Walking through a main train station in Tokyo as locals made their way to work it struck me that they all wear coats of drab color – black, brown, beige. Youth will sport a flash of color, though.
Toilets have sprays to clean the butt. Some have heated seats. Japanese and Western style toilets are in most public bathrooms. If you need a Western style and there isn’t one in the main bathroom then use the handicapped stall which may be separate so any sex can use it.
Restaurants hand out warm moist cloth towels when customers first sit down. One hotel greeted us with them and packaged disposable ones were given out in the first class section of high speed trains.

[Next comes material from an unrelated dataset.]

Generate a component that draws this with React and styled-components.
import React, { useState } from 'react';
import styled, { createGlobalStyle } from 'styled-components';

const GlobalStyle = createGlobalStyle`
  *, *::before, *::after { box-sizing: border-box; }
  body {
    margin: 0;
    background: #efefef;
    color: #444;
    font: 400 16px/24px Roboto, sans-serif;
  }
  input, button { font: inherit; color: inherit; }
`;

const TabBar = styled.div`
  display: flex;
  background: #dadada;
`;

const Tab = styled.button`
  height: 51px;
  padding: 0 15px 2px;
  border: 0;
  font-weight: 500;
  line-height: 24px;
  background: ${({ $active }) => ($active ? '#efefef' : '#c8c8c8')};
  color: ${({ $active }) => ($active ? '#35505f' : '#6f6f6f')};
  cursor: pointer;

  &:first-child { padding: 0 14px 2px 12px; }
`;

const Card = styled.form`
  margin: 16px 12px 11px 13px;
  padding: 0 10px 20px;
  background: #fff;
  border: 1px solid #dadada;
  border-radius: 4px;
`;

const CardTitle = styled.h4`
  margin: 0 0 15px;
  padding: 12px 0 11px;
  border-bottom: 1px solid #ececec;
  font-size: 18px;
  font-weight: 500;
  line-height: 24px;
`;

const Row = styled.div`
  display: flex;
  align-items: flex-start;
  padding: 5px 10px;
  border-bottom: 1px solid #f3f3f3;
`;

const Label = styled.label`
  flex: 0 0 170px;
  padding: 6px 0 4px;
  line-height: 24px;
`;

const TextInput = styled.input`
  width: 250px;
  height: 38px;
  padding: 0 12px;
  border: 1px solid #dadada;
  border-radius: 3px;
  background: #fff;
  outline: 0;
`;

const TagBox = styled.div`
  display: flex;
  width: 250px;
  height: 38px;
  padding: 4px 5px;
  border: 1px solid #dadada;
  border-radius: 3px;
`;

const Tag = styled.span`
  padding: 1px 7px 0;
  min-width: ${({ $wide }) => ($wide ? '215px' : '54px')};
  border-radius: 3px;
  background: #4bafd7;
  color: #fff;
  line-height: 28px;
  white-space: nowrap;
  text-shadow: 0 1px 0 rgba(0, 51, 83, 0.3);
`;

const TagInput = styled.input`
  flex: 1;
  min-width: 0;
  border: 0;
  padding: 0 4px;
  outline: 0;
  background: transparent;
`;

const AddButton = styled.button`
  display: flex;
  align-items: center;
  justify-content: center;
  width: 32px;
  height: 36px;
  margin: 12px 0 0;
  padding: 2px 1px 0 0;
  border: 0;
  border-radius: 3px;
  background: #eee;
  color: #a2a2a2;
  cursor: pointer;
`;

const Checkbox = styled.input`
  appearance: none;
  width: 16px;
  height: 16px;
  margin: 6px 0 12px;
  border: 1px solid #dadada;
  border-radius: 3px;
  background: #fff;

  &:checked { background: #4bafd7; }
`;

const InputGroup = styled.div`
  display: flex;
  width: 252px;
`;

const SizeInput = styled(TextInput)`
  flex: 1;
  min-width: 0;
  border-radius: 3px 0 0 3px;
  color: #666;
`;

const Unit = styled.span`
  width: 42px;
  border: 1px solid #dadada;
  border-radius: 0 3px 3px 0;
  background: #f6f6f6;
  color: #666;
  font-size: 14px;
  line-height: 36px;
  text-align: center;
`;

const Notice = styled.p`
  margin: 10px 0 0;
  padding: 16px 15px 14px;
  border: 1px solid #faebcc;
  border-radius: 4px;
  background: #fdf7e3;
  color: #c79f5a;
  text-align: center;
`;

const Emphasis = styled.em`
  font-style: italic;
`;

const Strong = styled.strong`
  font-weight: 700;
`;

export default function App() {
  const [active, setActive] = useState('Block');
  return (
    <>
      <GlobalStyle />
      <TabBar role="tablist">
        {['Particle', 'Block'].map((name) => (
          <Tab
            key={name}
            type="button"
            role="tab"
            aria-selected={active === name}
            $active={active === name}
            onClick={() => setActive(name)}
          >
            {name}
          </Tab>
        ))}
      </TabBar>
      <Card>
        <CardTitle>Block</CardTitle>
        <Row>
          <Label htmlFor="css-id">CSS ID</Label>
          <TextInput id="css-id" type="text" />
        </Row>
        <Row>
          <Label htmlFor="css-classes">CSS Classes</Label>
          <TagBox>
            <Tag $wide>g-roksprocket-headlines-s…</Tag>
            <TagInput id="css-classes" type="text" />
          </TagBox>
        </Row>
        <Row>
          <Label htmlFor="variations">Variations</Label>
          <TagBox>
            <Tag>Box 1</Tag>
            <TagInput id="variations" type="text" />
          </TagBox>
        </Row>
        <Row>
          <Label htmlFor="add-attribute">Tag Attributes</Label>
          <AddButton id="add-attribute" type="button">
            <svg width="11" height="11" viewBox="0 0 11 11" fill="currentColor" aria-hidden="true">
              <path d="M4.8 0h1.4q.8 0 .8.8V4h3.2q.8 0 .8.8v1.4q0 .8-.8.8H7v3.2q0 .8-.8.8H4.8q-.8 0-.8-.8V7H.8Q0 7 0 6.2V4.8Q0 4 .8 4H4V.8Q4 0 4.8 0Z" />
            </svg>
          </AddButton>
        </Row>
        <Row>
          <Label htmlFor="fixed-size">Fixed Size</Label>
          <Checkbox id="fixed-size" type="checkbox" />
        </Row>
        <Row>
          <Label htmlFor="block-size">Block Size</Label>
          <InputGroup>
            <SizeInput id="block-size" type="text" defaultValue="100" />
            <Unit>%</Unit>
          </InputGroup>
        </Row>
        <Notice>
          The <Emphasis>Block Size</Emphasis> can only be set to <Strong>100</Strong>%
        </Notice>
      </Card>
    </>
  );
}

Everyone waits in line quietly with plenty of space between themselves in the indicated areas while waiting for public transportation, ascending the stairs and escalators, hotel reception, stores, crosswalks, etc. No pushing or rushing past someone. They stay to the left on escalators usually, and leave the right side for those who need to keep moving at a faster rate.
Japanese people are humble, helpful, and always pleasant.

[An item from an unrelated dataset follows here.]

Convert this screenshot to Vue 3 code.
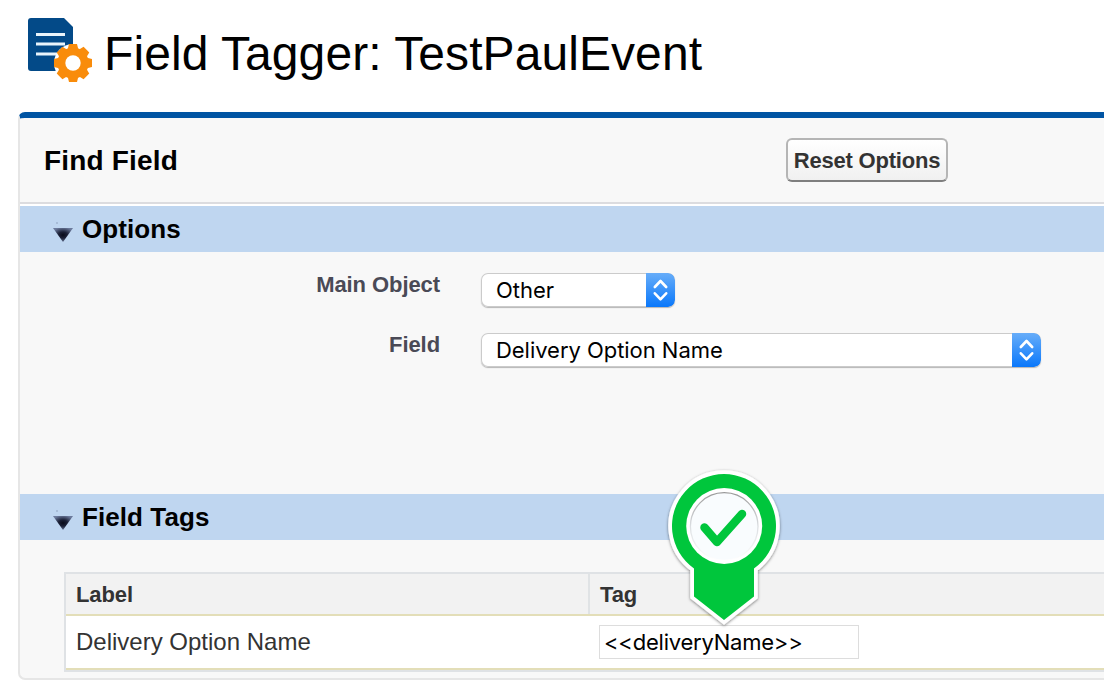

Hotel bathrooms provide toothbrushes with a tiny tube of toothpaste, razors, foldable plastic hairbrushes, and dispensers with soap and shampoo.

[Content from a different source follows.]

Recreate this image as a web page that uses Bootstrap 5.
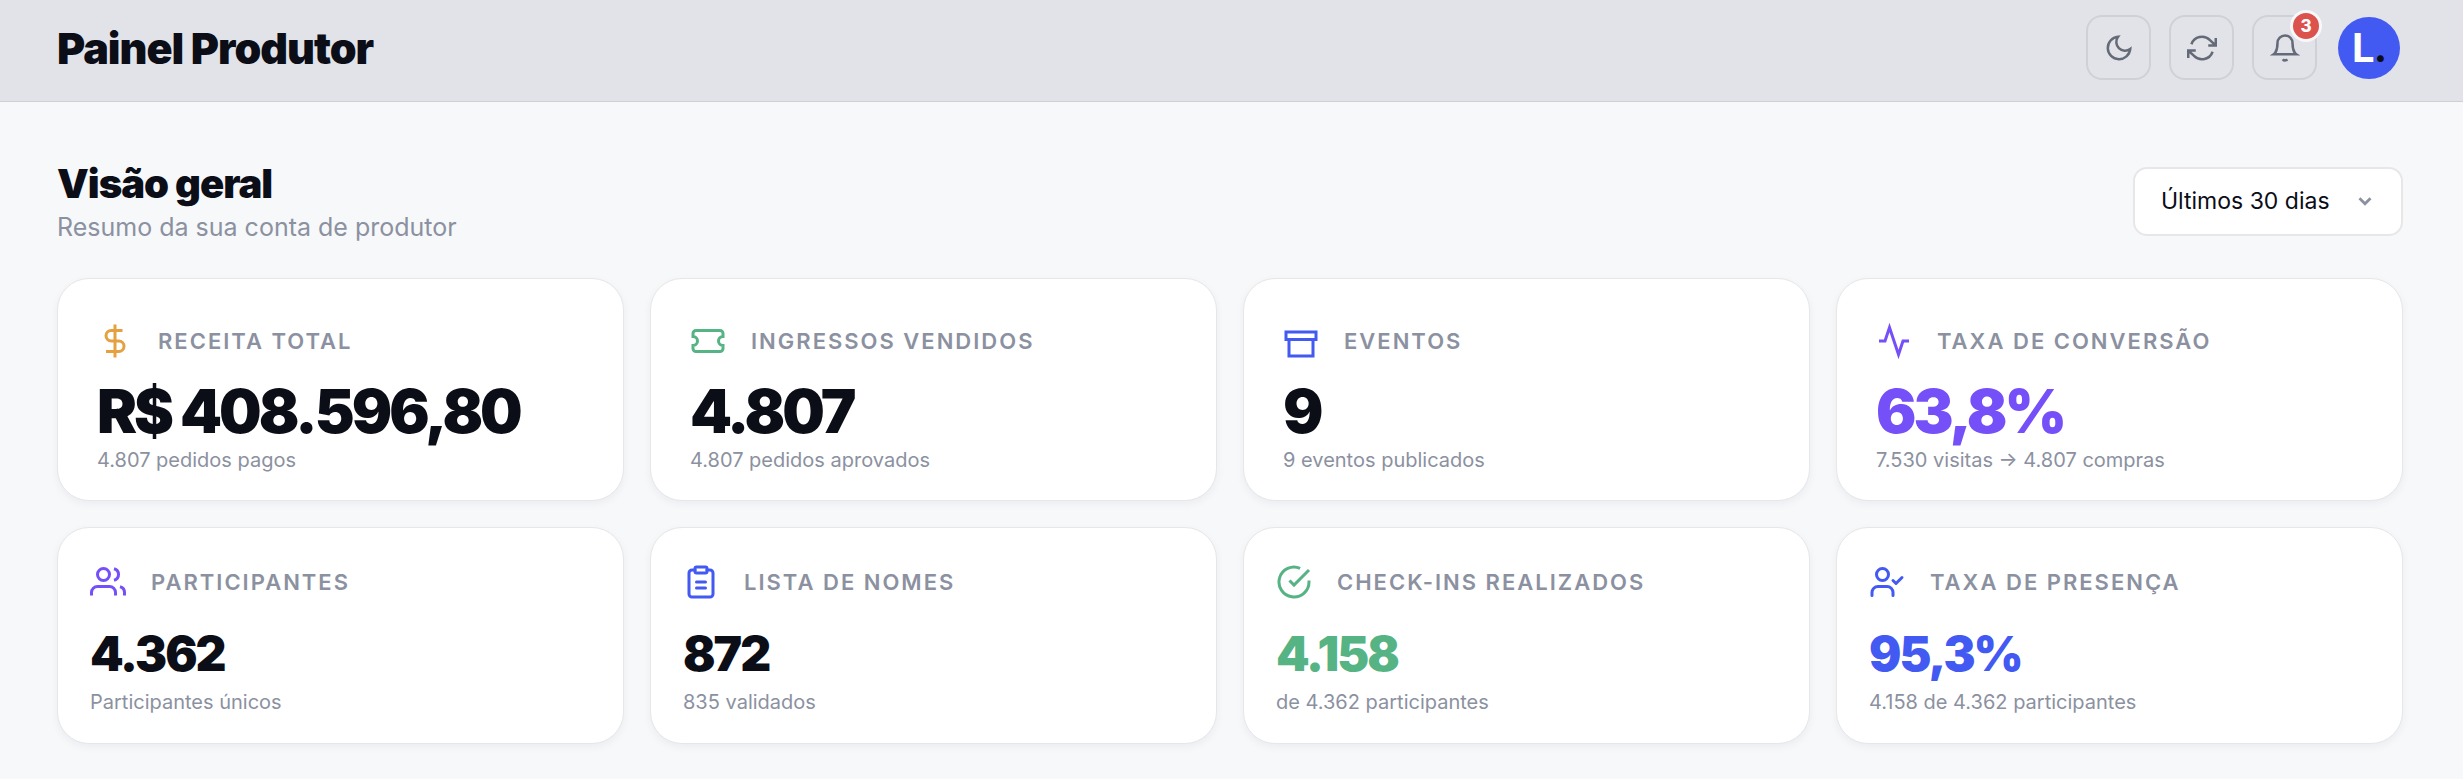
<!DOCTYPE html>
<html lang="pt-BR">
<head>
<meta charset="utf-8">
<meta name="viewport" content="width=device-width, initial-scale=1">
<title>Painel Produtor</title>
<link href="https://cdn.jsdelivr.net/npm/bootstrap@5.3.0/dist/css/bootstrap.min.css" rel="stylesheet">
<style>
:root{--ink:#0b0d17;--muted-ink:#8b91a0;--brand:#4259f2;--violet:#754ff7;--green:#56b384;--amber:#e5a03f}
body{font-family:Inter,"Liberation Sans",sans-serif;background:#f7f8fa;color:var(--ink)}
.topbar{background:#e2e3e8;border-bottom:1px solid #cfd0d5;padding:15px 63px 21px 57px}
h1,h2,.stat-value{font-weight:900;letter-spacing:-1px}
h1{font-size:43px;line-height:50px}
h2{font-size:40px;line-height:52px}
.subtitle{font-size:25px;line-height:34px;color:var(--muted-ink)}
.tool-group{gap:18px}
.tool-btn{width:65px;height:65px;border:2px solid #d0d1d6;border-radius:16px;color:#646a78;padding:0}
.tool-btn:hover{border-color:#b9bac2;color:#3d4250}
.tool-btn svg{width:30px;height:30px}
svg{fill:none;stroke:currentColor;stroke-width:2}
.count-badge{top:-7px;right:-7px;width:32px;height:32px;border:3px solid #f7f8fa;background:#dc524c;color:#fff;font-size:17px;font-weight:800;line-height:26px}
.avatar{width:62px;height:62px;background:var(--brand);color:#fff;font-size:40px;font-weight:700;letter-spacing:-1px;margin-left:3px}
.avatar span{color:var(--ink)}
.main-area{padding:56px 60px 26px 57px}
.page-head{margin-bottom:34px}
.period{width:270px;height:69px;border:2px solid #e7e7e9;border-radius:14px;font-size:23px;color:var(--ink);padding:0 60px 0 26px;background-color:#fff;background-image:url("data:image/svg+xml,%3Csvg xmlns='http://www.w3.org/2000/svg' viewBox='0 0 24 24' fill='none' stroke='%238b91a0' stroke-width='3'%3E%3Cpath d='m6 9 6 6 6-6'/%3E%3C/svg%3E");background-size:22px;background-position:right 25px center}
.stats{--bs-gutter-x:26px;--bs-gutter-y:26px}
.stat{border:1px solid #e6e7ea;border-radius:32px;background:#fff;box-shadow:0 3px 8px rgba(20,24,40,.05)}
.stat-head{gap:25px}
.stat-head svg{width:36px;height:36px;flex:none}
.stat-label{font-size:22px;line-height:36px;font-weight:600;letter-spacing:2px;color:var(--muted-ink);text-transform:uppercase}
.stat-note{font-size:20px;line-height:30px;color:var(--muted-ink)}
.stat-lg{padding:44px 39px 25px}
.stat-lg .stat-value{font-size:60px;line-height:64px;letter-spacing:-3px;margin:20px 0 2px}
.stat-sm{padding:36px 32px 26px}
.stat-sm .stat-value{font-size:48px;line-height:48px;letter-spacing:-2px;margin:30px 0 9px}
.tone-amber{color:var(--amber)}.tone-green{color:var(--green)}.tone-brand{color:var(--brand)}.tone-violet{color:var(--violet)}
</style>
</head>
<body>
<header class="topbar d-flex align-items-center justify-content-between">
  <h1 class="mb-0">Painel Produtor</h1>
  <div class="tool-group d-flex align-items-center">
    <button type="button" class="btn tool-btn d-flex align-items-center justify-content-center" aria-label="Alternar tema"><svg viewBox="0 0 24 24"><path d="M21 12.79A9 9 0 1 1 11.21 3 7 7 0 0 0 21 12.79z"/></svg></button>
    <button type="button" class="btn tool-btn d-flex align-items-center justify-content-center" aria-label="Atualizar"><svg viewBox="0 0 24 24"><path d="M23 4v6h-6M1 20v-6h6M3.51 9a9 9 0 0 1 14.85-3.36L23 10M1 14l4.64 4.36A9 9 0 0 0 20.49 15"/></svg></button>
    <button type="button" class="btn tool-btn position-relative d-flex align-items-center justify-content-center" aria-label="Notificações"><svg viewBox="0 0 24 24"><path d="M18 8A6 6 0 0 0 6 8c0 7-3 9-3 9h18s-3-2-3-9M13.73 21a2 2 0 0 1-3.46 0"/></svg><span class="count-badge position-absolute rounded-circle text-center">3</span></button>
    <a href="#" class="avatar rounded-circle d-flex align-items-center justify-content-center text-decoration-none" aria-label="Conta">L<span>.</span></a>
  </div>
</header>
<main class="main-area">
  <div class="page-head d-flex flex-wrap align-items-center justify-content-between">
    <div>
      <h2 class="mb-0">Visão geral</h2>
      <p class="subtitle mb-0">Resumo da sua conta de produtor</p>
    </div>
    <select class="form-select period" aria-label="Período"><option>Últimos 30 dias</option></select>
  </div>
  <div class="row stats">
    <div class="col-12 col-md-6 col-xl-3"><section class="stat stat-lg h-100">
      <div class="stat-head d-flex align-items-center"><svg class="tone-amber" viewBox="0 0 24 24"><path d="M12 1v22M17 5H9.500a3.500 3.500 0 0 0 0 7h5a3.500 3.500 0 0 1 0 7H6"/></svg><span class="stat-label">Receita total</span></div>
      <div class="stat-value">R$ 408.596,80</div><div class="stat-note">4.807 pedidos pagos</div>
    </section></div>
    <div class="col-12 col-md-6 col-xl-3"><section class="stat stat-lg h-100">
      <div class="stat-head d-flex align-items-center"><svg class="tone-green" viewBox="0 0 24 24"><path d="M2 9a3 3 0 0 1 0 6v2a2 2 0 0 0 2 2h16a2 2 0 0 0 2-2v-2a3 3 0 0 1 0-6V7a2 2 0 0 0-2-2H4a2 2 0 0 0-2 2z"/></svg><span class="stat-label">Ingressos vendidos</span></div>
      <div class="stat-value">4.807</div><div class="stat-note">4.807 pedidos aprovados</div>
    </section></div>
    <div class="col-12 col-md-6 col-xl-3"><section class="stat stat-lg h-100">
      <div class="stat-head d-flex align-items-center"><svg class="tone-brand" viewBox="0 0 24 24"><path d="M2 6h20v5H2zM4 11v11h16V11"/></svg><span class="stat-label">Eventos</span></div>
      <div class="stat-value">9</div><div class="stat-note">9 eventos publicados</div>
    </section></div>
    <div class="col-12 col-md-6 col-xl-3"><section class="stat stat-lg h-100">
      <div class="stat-head d-flex align-items-center"><svg class="tone-violet" viewBox="0 0 24 24"><path d="M22 12h-4l-3 9L9 3l-3 9H2"/></svg><span class="stat-label">Taxa de conversão</span></div>
      <div class="stat-value tone-violet">63,8%</div><div class="stat-note">7.530 visitas → 4.807 compras</div>
    </section></div>
    <div class="col-12 col-md-6 col-xl-3"><section class="stat stat-sm h-100">
      <div class="stat-head d-flex align-items-center"><svg class="tone-violet" viewBox="0 0 24 24"><path d="M17 21v-2a4 4 0 0 0-4-4H5a4 4 0 0 0-4 4v2M23 21v-2a4 4 0 0 0-3-3.870M16 3.130a4 4 0 0 1 0 7.750"/><circle cx="9" cy="7" r="4"/></svg><span class="stat-label">Participantes</span></div>
      <div class="stat-value">4.362</div><div class="stat-note">Participantes únicos</div>
    </section></div>
    <div class="col-12 col-md-6 col-xl-3"><section class="stat stat-sm h-100">
      <div class="stat-head d-flex align-items-center"><svg class="tone-brand" viewBox="0 0 24 24" stroke-linecap="round" stroke-linejoin="round"><path d="M16 4h2a2 2 0 0 1 2 2v14a2 2 0 0 1-2 2H6a2 2 0 0 1-2-2V6a2 2 0 0 1 2-2h2M9 12h6M9 16h6"/><rect x="8" y="2" width="8" height="4" rx="1"/></svg><span class="stat-label">Lista de nomes</span></div>
      <div class="stat-value">872</div><div class="stat-note">835 validados</div>
    </section></div>
    <div class="col-12 col-md-6 col-xl-3"><section class="stat stat-sm h-100">
      <div class="stat-head d-flex align-items-center"><svg class="tone-green" viewBox="0 0 24 24"><path d="M22 11.080V12a10 10 0 1 1-5.930-9.140M22 4 12 14.010l-3-3"/></svg><span class="stat-label">Check-ins realizados</span></div>
      <div class="stat-value tone-green">4.158</div><div class="stat-note">de 4.362 participantes</div>
    </section></div>
    <div class="col-12 col-md-6 col-xl-3"><section class="stat stat-sm h-100">
      <div class="stat-head d-flex align-items-center"><svg class="tone-brand" viewBox="0 0 24 24" stroke-linecap="round" stroke-linejoin="round"><path d="M16 21v-2a4 4 0 0 0-4-4H6a4 4 0 0 0-4 4v2M16 11l2 2 4-4"/><circle cx="9" cy="7" r="4"/></svg><span class="stat-label">Taxa de presença</span></div>
      <div class="stat-value tone-brand">95,3%</div><div class="stat-note">4.158 de 4.362 participantes</div>
    </section></div>
  </div>
</main>
<script src="https://cdn.jsdelivr.net/npm/bootstrap@5.3.0/dist/js/bootstrap.bundle.min.js"></script>
</body>
</html>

Most hotels offer eco-cleaning. In exchange for no linen change they gift a bottle of water. They may or may not swap,out towels.
Priority seating on trains is rarely left or given up to those for whom it is intended without asking.
Any litter is something dropped unknowingly yet trash cans are impossible to find. An exception is Hiroshima which also had park benches. Tokyo and Kyoto did not have any resting spots.
Food is expensive. A cup of tea is about four dollars.